> _What the exercise asks_
Exactly the lines from the one containing "Recreate this image" through the one containing "import React from" are to be returned, please, without any pictures.

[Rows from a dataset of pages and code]
┌──

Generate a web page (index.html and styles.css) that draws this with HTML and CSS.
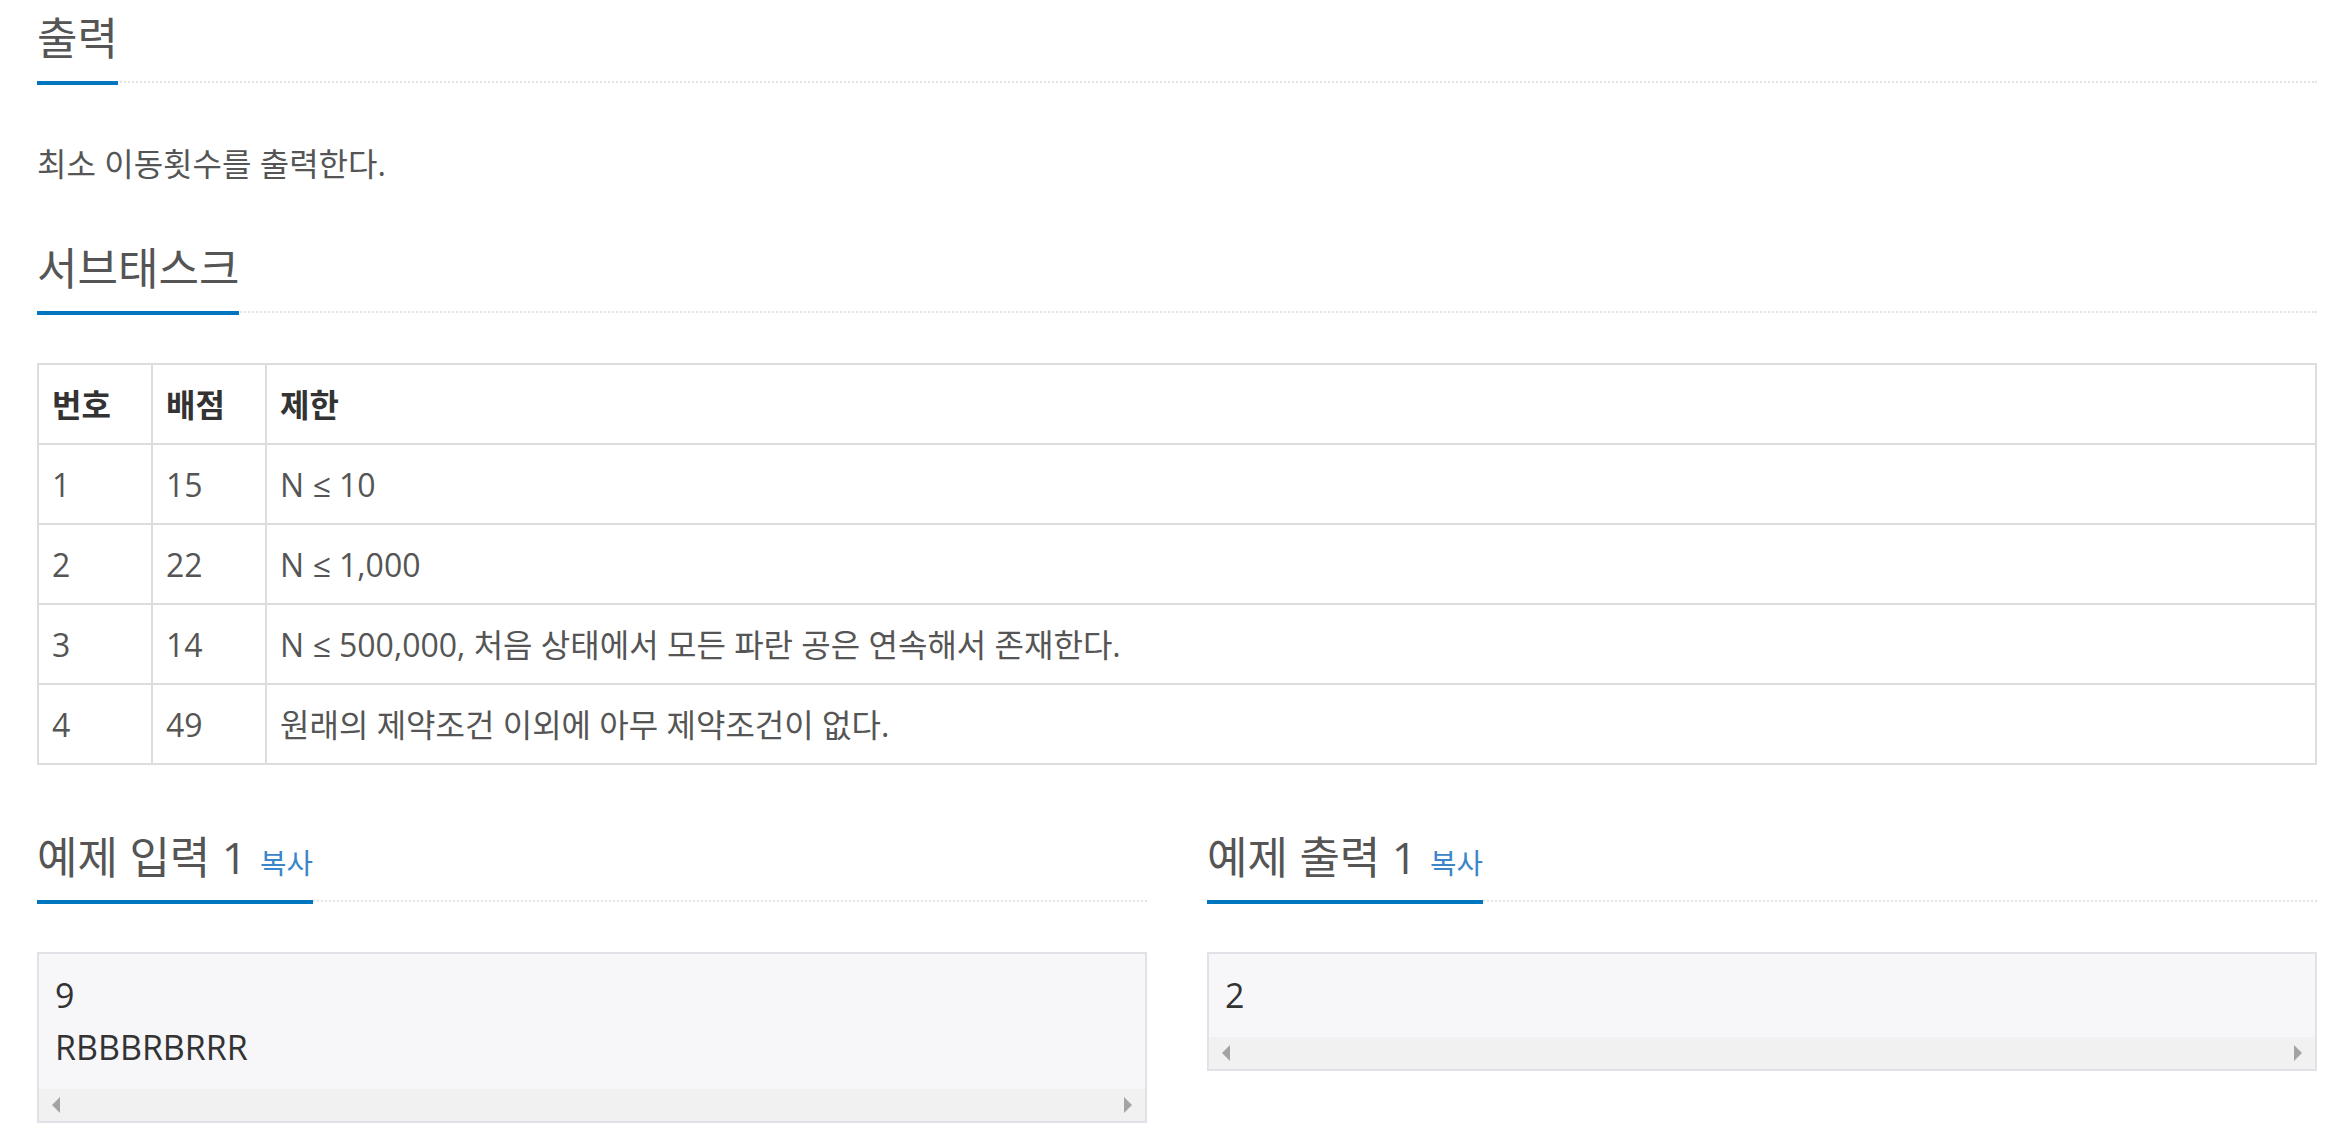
FILE: index.html
```html
<!DOCTYPE html>
<html lang="ko">
<head>
<meta charset="utf-8">
<title>출력</title>
<link rel="stylesheet" href="styles.css">
</head>
<body>
<main class="page">
  <section class="section section-output">
    <div class="headline"><h2>출력</h2></div>
    <div class="problem-text"><p>최소 이동횟수를 출력한다.</p></div>
  </section>

  <section class="section section-subtask">
    <div class="headline"><h2>서브태스크</h2></div>
    <table class="subtask-table">
      <colgroup><col class="col-num"><col class="col-score"><col></colgroup>
      <thead>
        <tr><th>번호</th><th>배점</th><th>제한</th></tr>
      </thead>
      <tbody>
        <tr><td>1</td><td>15</td><td>N ≤ 10</td></tr>
        <tr><td>2</td><td>22</td><td>N ≤ 1,000</td></tr>
        <tr><td>3</td><td>14</td><td>N ≤ 500,000, 처음 상태에서 모든 파란 공은 연속해서 존재한다.</td></tr>
        <tr><td>4</td><td>49</td><td>원래의 제약조건 이외에 아무 제약조건이 없다.</td></tr>
      </tbody>
    </table>
  </section>

  <div class="samples">
    <section class="sample">
      <div class="headline"><h2>예제 입력 1<span class="copy-button">복사</span></h2></div>
      <div class="sampledata">
        <pre>9
RBBBRBRRR</pre>
        <div class="fake-scrollbar"><span class="arrow arrow-left"></span><span class="arrow arrow-right"></span></div>
      </div>
    </section>
    <section class="sample">
      <div class="headline"><h2>예제 출력 1<span class="copy-button">복사</span></h2></div>
      <div class="sampledata">
        <pre>2</pre>
        <div class="fake-scrollbar"><span class="arrow arrow-left"></span><span class="arrow arrow-right"></span></div>
      </div>
    </section>
  </div>
</main>
</body>
</html>
```
FILE: styles.css
```css
* { box-sizing: border-box; }

html, body {
  margin: 0;
  padding: 0;
  background: #ffffff;
}

body {
  font-family: "Open Sans", "Noto Sans CJK KR", sans-serif;
  color: #555555;
}

.page {
  padding: 13.5px 28px 0 37px;
}

.headline {
  display: flex;
  border-bottom: 2px dotted #e3e3e3;
  margin-bottom: 50px;
}

.headline h2 {
  margin: 0 0 -4px 0;
  font-size: 44px;
  line-height: 48.4px;
  font-weight: 400;
  color: #555555;
  padding-bottom: 19.1px;
  border-bottom: 4px solid #0076c0;
  white-space: nowrap;
}

.section-output {
  padding-bottom: 54.3px;
}

.problem-text {
  padding-top: 5px;
}

.problem-text p {
  margin: 0;
  font-size: 32px;
  line-height: 51.2px;
  color: #555555;
}

.section-subtask {
  padding-bottom: 67.5px;
}

.subtask-table {
  width: 100%;
  border-collapse: collapse;
  table-layout: fixed;
  border: 2px solid #dddddd;
  font-size: 32px;
  line-height: 51px;
  color: #333333;
}

.col-num, .col-score { width: 114px; }

.subtask-table th,
.subtask-table td {
  border: 2px solid #dddddd;
  padding: 13.5px 13px;
  text-align: left;
  vertical-align: middle;
  white-space: nowrap;
}

.subtask-table th {
  font-weight: 700;
  color: #333333;
}

.subtask-table td {
  color: #555555;
}

.samples {
  display: flex;
  gap: 60px;
}

.sample {
  flex: 1 1 0;
  min-width: 0;
}

.copy-button {
  margin-left: 13px;
  font-size: 28.8px;
  line-height: 1;
  color: #3a86c8;
}

.sampledata {
  border: 2px solid #e1e1e8;
  background: #f7f7f9;
}

.sampledata pre {
  margin: 0;
  padding: 15px 15px 16px 16px;
  font-family: "Open Sans", "Noto Sans CJK KR", sans-serif;
  font-size: 34px;
  line-height: 52px;
  color: #333333;
}

.fake-scrollbar {
  display: flex;
  justify-content: space-between;
  align-items: center;
  height: 32px;
  padding: 0 13px;
  background: #f1f1f1;
}

.arrow {
  width: 0;
  height: 0;
  border-top: 8px solid transparent;
  border-bottom: 8px solid transparent;
}

.arrow-left { border-right: 8px solid #a3a3a3; }
.arrow-right { border-left: 8px solid #a3a3a3; }
```
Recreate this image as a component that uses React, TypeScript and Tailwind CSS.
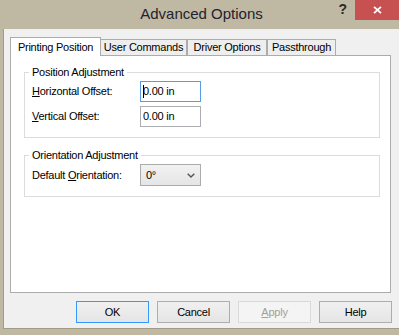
import React from "react";

function U({ children }: { children: React.ReactNode }) {
  return <span className="underline underline-offset-[1px] decoration-[1px]">{children}</span>;
}

export default function App() {
  return (
    <div className="w-[399px] h-[335px] bg-[#bfb8a2] overflow-hidden font-['Liberation_Sans',Arial,sans-serif] text-black text-[11px] tracking-[-0.25px] leading-[13px]">
      {/* Title bar */}
      <div className="relative h-[29px] flex items-start justify-center pt-[5px] pl-[4px]">
        <span className="text-[15px] leading-[17px] tracking-normal text-[#1f2330]">Advanced Options</span>
        <div className="absolute right-0 top-0 flex items-start">
          <span className="mt-[2px] mr-[8px] text-[14px] leading-[14px] font-bold tracking-normal text-[#2a2a2a]">?</span>
          <div className="w-[44px] h-[20px] bg-[#c75050] flex items-center justify-center">
            <svg width="9" height="8" viewBox="0 0 9 8">
              <path d="M1 0.8 L8 7.2 M8 0.8 L1 7.2" stroke="white" strokeWidth="1.8" fill="none" />
            </svg>
          </div>
        </div>
      </div>

      {/* Client area */}
      <div className="ml-[3px] h-[300px] bg-[#f0f0f0] border-l border-b border-[#a39b86] flex flex-col pl-[6px] pt-[8px]">
        {/* Tabs */}
        <div className="flex items-end h-[18px]">
          <div className="relative z-10 -mb-px h-[19px] w-[91px] bg-white border border-b-0 border-[#acacac] flex items-center justify-center">
            Printing Position
          </div>
          <div className="h-[16px] w-[86px] bg-[#eeeeee] border-t border-r border-[#acacac] flex items-center justify-center">
            User Commands
          </div>
          <div className="h-[16px] w-[80px] bg-[#eeeeee] border-t border-x border-[#acacac] flex items-center justify-center">
            Driver Options
          </div>
          <div className="h-[16px] w-[69px] bg-[#eeeeee] border-t border-x border-[#acacac] flex items-center justify-center">
            Passthrough
          </div>
        </div>

        {/* Panel */}
        <div className="w-[381px] h-[238px] bg-white border border-[#acacac] flex flex-col pt-[10px] pl-[13px] pr-[10px]">
          <fieldset className="border border-[#dcdcdc] pt-[2px] pb-[10px] pl-[7px]">
            <legend className="-ml-[3px] px-[3px] leading-[13px]">Position Adjustment</legend>
            <div className="grid grid-cols-[108px_61px] gap-y-[4px] items-center">
              <span>
                <U>H</U>orizontal Offset:
              </span>
              <div className="h-[21px] border border-[#569de5] bg-white flex items-center pl-[2px]">
                <span className="inline-block w-px h-[13px] bg-black mr-[-1px]" />
                <span>0.00 in</span>
              </div>
              <span>
                <U>V</U>ertical Offset:
              </span>
              <div className="h-[21px] border border-[#abadb3] bg-white flex items-center pl-[2px]">
                <span>0.00 in</span>
              </div>
            </div>
          </fieldset>

          <fieldset className="mt-[11px] border border-[#dcdcdc] pt-[2px] pb-[10px] pl-[7px]">
            <legend className="-ml-[3px] px-[3px] leading-[13px]">Orientation Adjustment</legend>
            <div className="grid grid-cols-[108px_61px] items-center">
              <span>
                Default <U>O</U>rientation:
              </span>
              <div className="h-[22px] border border-[#acacac] bg-linear-to-b from-[#f2f2f2] to-[#e5e5e5] flex items-center justify-between pl-[5px] pr-[5px]">
                <span>0°</span>
                <svg width="8" height="5" viewBox="0 0 8 5">
                  <path d="M0.7 0.7 L4 4 L7.3 0.7" stroke="#555" strokeWidth="1.4" fill="none" />
                </svg>
              </div>
            </div>
          </fieldset>
        </div>

        {/* Buttons */}
        <div className="mt-[8px] flex justify-end gap-[8px] pr-[7px]">
          <button className="w-[73px] h-[22px] border border-[#3399ff] bg-linear-to-b from-[#f0f0f0] to-[#e5e5e5] flex items-center justify-center">
            OK
          </button>
          <button className="w-[73px] h-[22px] border border-[#adadad] bg-linear-to-b from-[#f0f0f0] to-[#e5e5e5] flex items-center justify-center">
            Cancel
          </button>
          <button className="w-[73px] h-[22px] border border-[#d9d9d9] bg-[#f4f4f4] text-[#a0a0a0] flex items-center justify-center">
            <span>
              <U>A</U>pply
            </span>
          </button>
          <button className="w-[73px] h-[22px] border border-[#adadad] bg-linear-to-b from-[#f0f0f0] to-[#e5e5e5] flex items-center justify-center">
            Help
          </button>
        </div>
      </div>
    </div>
  );
}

└──

> _Finished exercise_
Recreate this image as a component that uses React, TypeScript and Tailwind CSS.
import React from "react";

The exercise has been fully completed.